Three days of festival at Tate Modern – by and for young people!
In April 2013, Tate Collective London launched the national Circuit programme with three full days of workshops, performances and installations.
Each day was programmed to provide a different feel and focus. The first day, a Friday, was dedicated to invited schools and community groups to build links and extend partnerships with new and existing groups of our target audience. The Saturday and Sunday were open to all, including the general public and provided a mix of events from midday to late evening. Tate Collective London spent nearly a year developing and curating the event, before working flat out through the festival to welcome over 12,000 unique visitors to Tate Modern who took part in Hyperlink.
Young people defined the starting point for the programme concept, with initial ideas focusing on ‘connections’: connecting young people together locally, regionally and nationally through cross-art forms. The festival name, Hyperlink, arose from these discussions during planning meetings as it defined the way in which young people consume and interact across the arts, as well as their wider social and cultural experiences. Hyperlink aimed to celebrate the creative, multi-layered and diverse connections across art disciplines. This conceptual ownership framed the event and processes involved in putting the festival together.
A further theme ‘Six Degrees of Separation’ was developed to enable artists to respond and create their own artistic content across art disciplines. The theme is based on the theory that anyone in the world is approximately six steps away from meeting via introduction from personal and social networks (friend of a friend extended). Tate Collective London chose six artists and selected six of their favourite works from the Tate Collection.
Performance Musicians and sound artists were invited to perform new or existing material in response to the Hyperlink theme. They were also asked to collaborate with visual artists to create a unique audio/visual performance.
Installation Visual artists were invited to produce work that the audience could interact with through a series of semi-permanent structures. This not only encouraged participation but also acted as a method to track or map audience engagement throughout the festival.
Workshop Opportunities for artists and the audience to directly respond and engage with the six artworks from the six artists through the six pathways.
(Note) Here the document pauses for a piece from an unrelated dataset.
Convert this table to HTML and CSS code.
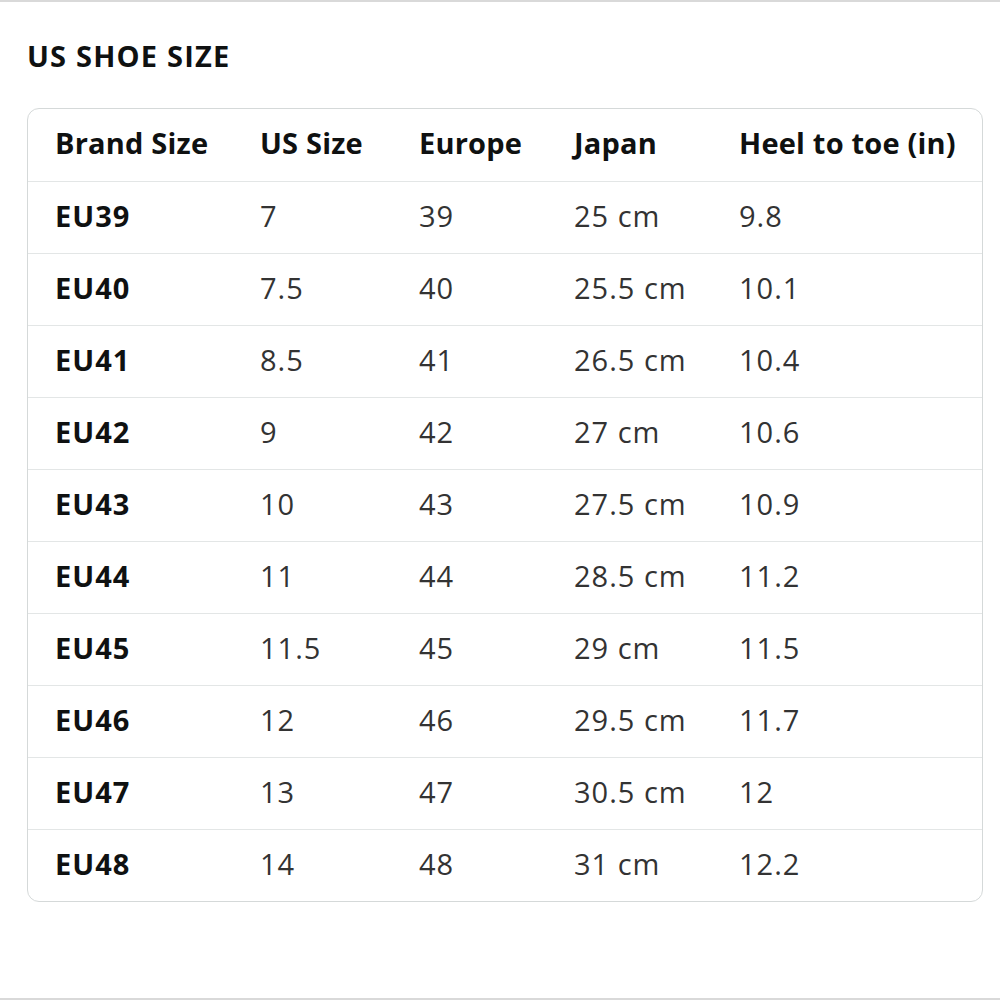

They operated on a drop-in basis where participants could spend short periods or hours in the session, to gain a deeper experience of art and artist and also to participate and create dialogue through work created in the spaces.
Artists chosen from the Tate collection were:
Ellen Gallagher, John Singleton Copley, Jenny Holzer, Roy Lichtenstein, Rebecca Horn and Anthony Caro.
These artists cover a timeline spanning from the 18th century to the present day and their work includes visual and conceptual elements that Tate Collective London thought could inspire other artists to develop ideas across six artistic disciplines – architecture, fashion, graphic design, illustration, industrial design, and photography.
Artists chosen to respond to these works were:
Performance artists – Akala, Angel, Sebastian Blake, Stooki x Sound, the Boxettes, Sway, Raw Material, Only Connect, Lady Leshurr and Paige Cakey, Vase record label with Melissa Matos
Visual, Installation and workshop artists – Zineswap collaboration with It’s Nice That, Rankin, Susan Stockwell, Adjaye Architects, Aberrant Architecture, Yemis Awosile, Cassette Playa, Ellen™ and Sam Putera, Funny Tummy, Morag Myerscough
Hyperlink was also supported before and during the event by Reprezent 107.3 FM Radio, the only radio station in the UK that is fully presented by young people under the age of 25.